Tell me about some of the success stories from Tap.
We measure our success in a few different ways. One would be taking on a second brewing site, which we did within 8 months of setting up. We were brewing at capacity on our 1000L kit in Botley, and so we expanded to a 2300L brew kit a few miles away in Kennington. We now brew across the two sites, which has given us flexibility to do some funky experimental brews while also maintaining stock levels of our core range beers.
I think our biggest success would be to look back at our taproom supervisor’s journey. Colin was the first person we had come to work with us from HMP Springhill, back in February 2017. Over two years on, he’s now post-release, a full time employee with us and an integral part of our team/our business’ livelihood. He’s shown us that what we’re trying to do not only works, but has a vital and important impact on people’s lives – and that is such a humbling way for us to measure success.
What do you wish you had known before starting your own business?
You can’t please everybody and you can’t sweat the small stuff. It sounds trivial, but the past couple of years have taught me that it really is impossible and unnecessary to satisfy everyone. The most important thing is to believe in your business and the purpose behind starting it, and to stop wasting hours of your life stressing about the hiccups along the way.

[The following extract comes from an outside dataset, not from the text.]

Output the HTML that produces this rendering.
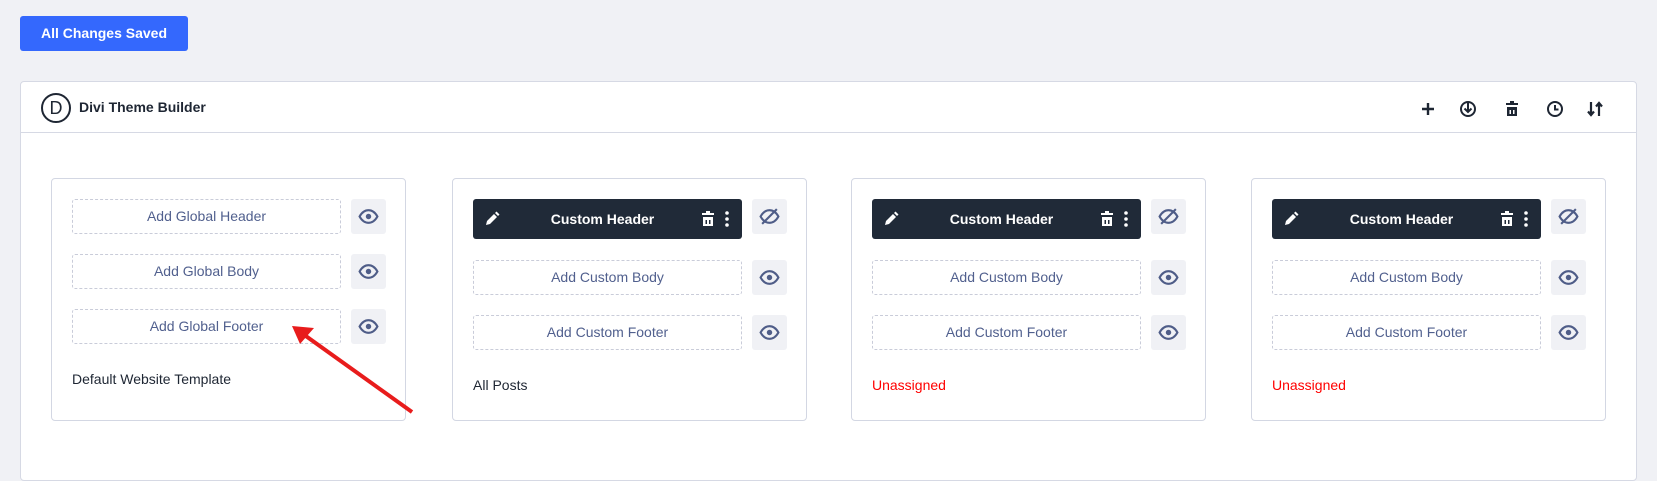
<!DOCTYPE html>
<html><head><meta charset="utf-8"><style>
*{box-sizing:border-box;margin:0;padding:0}
body{width:1657px;height:450px;background:#f0f1f5;font-family:"Liberation Sans",sans-serif;position:relative;overflow:hidden}
.btn{position:absolute;left:20px;top:16px;width:168px;height:35px;background:#3468fd;border-radius:3px;color:#fff;font-weight:bold;font-size:14px;line-height:35px;text-align:center}
.panel{position:absolute;left:20px;top:81px;width:1617px;height:400px;background:#fff;border:1px solid #d6d9e4;border-radius:4px}
.hdr{height:51px;border-bottom:1px solid #d6d9e4;position:relative}
.logo{position:absolute;left:20px;top:11px;width:30px;height:30px;border:2px solid #1e2633;border-radius:50%;text-align:center;line-height:26px;font-size:18px;color:#1e2633}
.title{position:absolute;left:58px;top:17px;font-size:14px;font-weight:bold;color:#1e2633}
.hi{position:absolute;top:18px}
.card{position:absolute;top:178px;width:355px;height:243px;background:#fff;border:1px solid #d3d7e3;border-radius:4px}
.add{position:absolute;left:20px;width:269px;height:35px;border:1px dashed #c9ccd9;border-radius:3px;color:#51608e;font-size:14px;text-align:center;line-height:33px}
.eye{position:absolute;left:299px;width:35px;height:35px;background:#f0f1f5;border-radius:3px}
.eye svg{position:absolute;left:7px;top:7px}
.bar{position:absolute;left:20px;top:20px;width:269px;height:40px;background:#202a38;border-radius:3px;color:#fff;font-weight:bold;font-size:14px;line-height:40px;text-align:center;padding-right:10px}
.lbl{position:absolute;left:20px;font-size:14px;color:#1e2633}
.red{color:#ff0000}
</style></head><body>
<div class="btn">All Changes Saved</div>
<div class="panel">
 <div class="hdr">
  <div class="logo">D</div>
  <div class="title">Divi Theme Builder</div>
  <svg class="hi" style="left:1398px" width="18" height="18" viewBox="0 0 18 18"><path d="M9 3v12M3 9h12" stroke="#1e2633" stroke-width="2.4"/></svg>
  <svg class="hi" style="left:1438px" width="18" height="18" viewBox="0 0 18 18"><circle cx="9" cy="9" r="7" fill="none" stroke="#1e2633" stroke-width="2"/><path d="M9 2v10M5.5 8.5L9 12l3.5-3.5" stroke="#1e2633" stroke-width="2" fill="none"/></svg>
  <svg class="hi" style="left:1482px" width="18" height="18" viewBox="0 0 18 18"><rect x="3" y="3" width="12" height="2" fill="#1e2633"/><rect x="7" y="1" width="4" height="2" fill="#1e2633"/><rect x="4" y="7" width="10" height="9" fill="#1e2633"/><rect x="6.5" y="10" width="1.5" height="4" fill="#fff"/><rect x="10" y="10" width="1.5" height="4" fill="#fff"/></svg>
  <svg class="hi" style="left:1525px" width="18" height="18" viewBox="0 0 18 18"><circle cx="9" cy="9" r="7" fill="none" stroke="#1e2633" stroke-width="2"/><path d="M9 5v4.5h3.5" stroke="#1e2633" stroke-width="2" fill="none"/></svg>
  <svg class="hi" style="left:1565px" width="18" height="18" viewBox="0 0 18 18"><path d="M5 2v13M2 11.5l3 3.5 3-3.5M13 16V3M10 6.5l3-3.5 3 3.5" stroke="#1e2633" stroke-width="2.2" fill="none"/></svg>
 </div>
</div>

<div class="card" style="left:51px">
 <div class="add" style="top:20px">Add Global Header</div><div class="eye" style="top:20px"><svg width="21" height="21" viewBox="0 0 20 20"><path d="M1.5 10C4 5.5 7 4 10 4s6 1.5 8.5 6C16 14.5 13 16 10 16s-6-1.5-8.5-6z" fill="none" stroke="#4f5d88" stroke-width="2"/><circle cx="10" cy="10" r="2.6" fill="#4f5d88"/></svg></div>
 <div class="add" style="top:75px">Add Global Body</div><div class="eye" style="top:75px"><svg width="21" height="21" viewBox="0 0 20 20"><path d="M1.5 10C4 5.5 7 4 10 4s6 1.5 8.5 6C16 14.5 13 16 10 16s-6-1.5-8.5-6z" fill="none" stroke="#4f5d88" stroke-width="2"/><circle cx="10" cy="10" r="2.6" fill="#4f5d88"/></svg></div>
 <div class="add" style="top:130px">Add Global Footer</div><div class="eye" style="top:130px"><svg width="21" height="21" viewBox="0 0 20 20"><path d="M1.5 10C4 5.5 7 4 10 4s6 1.5 8.5 6C16 14.5 13 16 10 16s-6-1.5-8.5-6z" fill="none" stroke="#4f5d88" stroke-width="2"/><circle cx="10" cy="10" r="2.6" fill="#4f5d88"/></svg></div>
 <div class="lbl" style="top:192px">Default Website Template</div>
</div>

<div class="card" style="left:452px">
 <div class="bar"><svg style="position:absolute;left:10px;top:11px" width="18" height="18" viewBox="0 0 18 18"><path d="M3 15l1-4 7-7 3 3-7 7z" fill="#fff"/><path d="M12 3l1.5-1.5 3 3L15 6z" fill="#fff"/></svg>Custom Header<svg style="position:absolute;left:226px;top:11px" width="18" height="18" viewBox="0 0 18 18"><rect x="3" y="3" width="12" height="2" fill="#fff"/><rect x="7" y="1" width="4" height="2" fill="#fff"/><rect x="4" y="7" width="10" height="9" fill="#fff"/><rect x="6.5" y="10" width="1.5" height="4" fill="#202a38"/><rect x="10" y="10" width="1.5" height="4" fill="#202a38"/></svg><svg style="position:absolute;left:251px;top:11px" width="6" height="18" viewBox="0 0 6 18"><circle cx="3" cy="3" r="1.8" fill="#fff"/><circle cx="3" cy="9" r="1.8" fill="#fff"/><circle cx="3" cy="15" r="1.8" fill="#fff"/></svg></div>
 <div class="eye" style="top:20px"><svg width="21" height="21" viewBox="0 0 20 20"><path d="M1.5 10C4 5.5 7 4 10 4s6 1.5 8.5 6C16 14.5 13 16 10 16s-6-1.5-8.5-6z" fill="none" stroke="#4f5d88" stroke-width="2"/><path d="M3 17L17 3" stroke="#4f5d88" stroke-width="2"/></svg></div>
 <div class="add" style="top:81px">Add Custom Body</div><div class="eye" style="top:81px"><svg width="21" height="21" viewBox="0 0 20 20"><path d="M1.5 10C4 5.5 7 4 10 4s6 1.5 8.5 6C16 14.5 13 16 10 16s-6-1.5-8.5-6z" fill="none" stroke="#4f5d88" stroke-width="2"/><circle cx="10" cy="10" r="2.6" fill="#4f5d88"/></svg></div>
 <div class="add" style="top:136px">Add Custom Footer</div><div class="eye" style="top:136px"><svg width="21" height="21" viewBox="0 0 20 20"><path d="M1.5 10C4 5.5 7 4 10 4s6 1.5 8.5 6C16 14.5 13 16 10 16s-6-1.5-8.5-6z" fill="none" stroke="#4f5d88" stroke-width="2"/><circle cx="10" cy="10" r="2.6" fill="#4f5d88"/></svg></div>
 <div class="lbl" style="top:198px">All Posts</div>
</div>

<div class="card" style="left:851px">
 <div class="bar"><svg style="position:absolute;left:10px;top:11px" width="18" height="18" viewBox="0 0 18 18"><path d="M3 15l1-4 7-7 3 3-7 7z" fill="#fff"/><path d="M12 3l1.5-1.5 3 3L15 6z" fill="#fff"/></svg>Custom Header<svg style="position:absolute;left:226px;top:11px" width="18" height="18" viewBox="0 0 18 18"><rect x="3" y="3" width="12" height="2" fill="#fff"/><rect x="7" y="1" width="4" height="2" fill="#fff"/><rect x="4" y="7" width="10" height="9" fill="#fff"/><rect x="6.5" y="10" width="1.5" height="4" fill="#202a38"/><rect x="10" y="10" width="1.5" height="4" fill="#202a38"/></svg><svg style="position:absolute;left:251px;top:11px" width="6" height="18" viewBox="0 0 6 18"><circle cx="3" cy="3" r="1.8" fill="#fff"/><circle cx="3" cy="9" r="1.8" fill="#fff"/><circle cx="3" cy="15" r="1.8" fill="#fff"/></svg></div>
 <div class="eye" style="top:20px"><svg width="21" height="21" viewBox="0 0 20 20"><path d="M1.5 10C4 5.5 7 4 10 4s6 1.5 8.5 6C16 14.5 13 16 10 16s-6-1.5-8.5-6z" fill="none" stroke="#4f5d88" stroke-width="2"/><path d="M3 17L17 3" stroke="#4f5d88" stroke-width="2"/></svg></div>
 <div class="add" style="top:81px">Add Custom Body</div><div class="eye" style="top:81px"><svg width="21" height="21" viewBox="0 0 20 20"><path d="M1.5 10C4 5.5 7 4 10 4s6 1.5 8.5 6C16 14.5 13 16 10 16s-6-1.5-8.5-6z" fill="none" stroke="#4f5d88" stroke-width="2"/><circle cx="10" cy="10" r="2.6" fill="#4f5d88"/></svg></div>
 <div class="add" style="top:136px">Add Custom Footer</div><div class="eye" style="top:136px"><svg width="21" height="21" viewBox="0 0 20 20"><path d="M1.5 10C4 5.5 7 4 10 4s6 1.5 8.5 6C16 14.5 13 16 10 16s-6-1.5-8.5-6z" fill="none" stroke="#4f5d88" stroke-width="2"/><circle cx="10" cy="10" r="2.6" fill="#4f5d88"/></svg></div>
 <div class="lbl red" style="top:198px">Unassigned</div>
</div>

<div class="card" style="left:1251px">
 <div class="bar"><svg style="position:absolute;left:10px;top:11px" width="18" height="18" viewBox="0 0 18 18"><path d="M3 15l1-4 7-7 3 3-7 7z" fill="#fff"/><path d="M12 3l1.5-1.5 3 3L15 6z" fill="#fff"/></svg>Custom Header<svg style="position:absolute;left:226px;top:11px" width="18" height="18" viewBox="0 0 18 18"><rect x="3" y="3" width="12" height="2" fill="#fff"/><rect x="7" y="1" width="4" height="2" fill="#fff"/><rect x="4" y="7" width="10" height="9" fill="#fff"/><rect x="6.5" y="10" width="1.5" height="4" fill="#202a38"/><rect x="10" y="10" width="1.5" height="4" fill="#202a38"/></svg><svg style="position:absolute;left:251px;top:11px" width="6" height="18" viewBox="0 0 6 18"><circle cx="3" cy="3" r="1.8" fill="#fff"/><circle cx="3" cy="9" r="1.8" fill="#fff"/><circle cx="3" cy="15" r="1.8" fill="#fff"/></svg></div>
 <div class="eye" style="top:20px"><svg width="21" height="21" viewBox="0 0 20 20"><path d="M1.5 10C4 5.5 7 4 10 4s6 1.5 8.5 6C16 14.5 13 16 10 16s-6-1.5-8.5-6z" fill="none" stroke="#4f5d88" stroke-width="2"/><path d="M3 17L17 3" stroke="#4f5d88" stroke-width="2"/></svg></div>
 <div class="add" style="top:81px">Add Custom Body</div><div class="eye" style="top:81px"><svg width="21" height="21" viewBox="0 0 20 20"><path d="M1.5 10C4 5.5 7 4 10 4s6 1.5 8.5 6C16 14.5 13 16 10 16s-6-1.5-8.5-6z" fill="none" stroke="#4f5d88" stroke-width="2"/><circle cx="10" cy="10" r="2.6" fill="#4f5d88"/></svg></div>
 <div class="add" style="top:136px">Add Custom Footer</div><div class="eye" style="top:136px"><svg width="21" height="21" viewBox="0 0 20 20"><path d="M1.5 10C4 5.5 7 4 10 4s6 1.5 8.5 6C16 14.5 13 16 10 16s-6-1.5-8.5-6z" fill="none" stroke="#4f5d88" stroke-width="2"/><circle cx="10" cy="10" r="2.6" fill="#4f5d88"/></svg></div>
 <div class="lbl red" style="top:198px">Unassigned</div>
</div>

<svg style="position:absolute;left:0;top:0" width="1657" height="450"><path d="M412 412L303 334" stroke="#e81c1c" stroke-width="4"/><path d="M292 326L314 328L300 344Z" fill="#e81c1c"/></svg>
</body></html>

Who designs the artwork for your beers?
All of the artwork used for labels, pump clips and custom designs is created by the men serving at HMP Huntercombe and HMYOI Aylesbury. We visit the art and education departments at these institutions to meet the artists (and the extremely supportive teachers and managers) and explain what we were looking for and to provide a brief for the artwork. Every couple of months, we receive a big envelope full of new artwork and it’s honestly like Christmas day each time – the pieces they create are absolutely brilliant and make the perfect backdrop for our beers. The labels provide a great platform for sharing information on our purpose and raising awareness about the need for more work opportunities for people from the criminal justice system.
How important is the local community to your business?
It’s hard to even put this answer into words! The community surrounding us (both geographically and socially) has been unbelievable – supportive, welcoming, motivating, and just generally incredible. We feel so lucky to have found ourselves in Oxford, encircled by some of the most interesting and interested people we’ve ever met. We’re also fortunate to have a big space that we open up to the community every day – for coffee, beer, and both public and private events. It’s enabled us to reach and welcome a huge range of groups and individuals from all different walks of life, which is what we feel makes Tap Social so special.
Tell me about your plans for this year.
We have so many plans for the rest of the year! We’ve just ordered two brand spankin’ new 40hL fermenters for the brewery, so our brewing capacity is going to increase substantially over summer. We’ve also got some awesome taproom expansion plans in the pipeline, but I won’t give too much away just yet…!
We’ve also done a couple exciting collaborations which are due to be released later this year, so keep your eyes peeled for those!
Lastly, which are your favourite independent businesses in Oxford?
This is the hardest question yet! There are so many amazing indies in Oxford, and the best thing is everyone is so supportive of each other and keen to collaborate (largely thanks to organisations like Independent Oxford). I’m a big fan of both Cranston Pickles and Linden Chocolate Lab, so we stock delicious products from both of them on our bar. Arbequina has got to be my favourite restaurant in Oxford and I also spend a lot of time at SILVIE, the Handle Bar and Society. The guys from Sandys on the Move have created a really special bar/service as well. Ooh and The Perch’s beer garden…! In summary, I can’t pick.
What an inspiration! Tess, Amy & Paul have created such an amazing project that both achieves and supports social change, and has also provided a space for the community and brilliant collaborations between indies to help businesses thrive in Oxford.
See you in the tap room!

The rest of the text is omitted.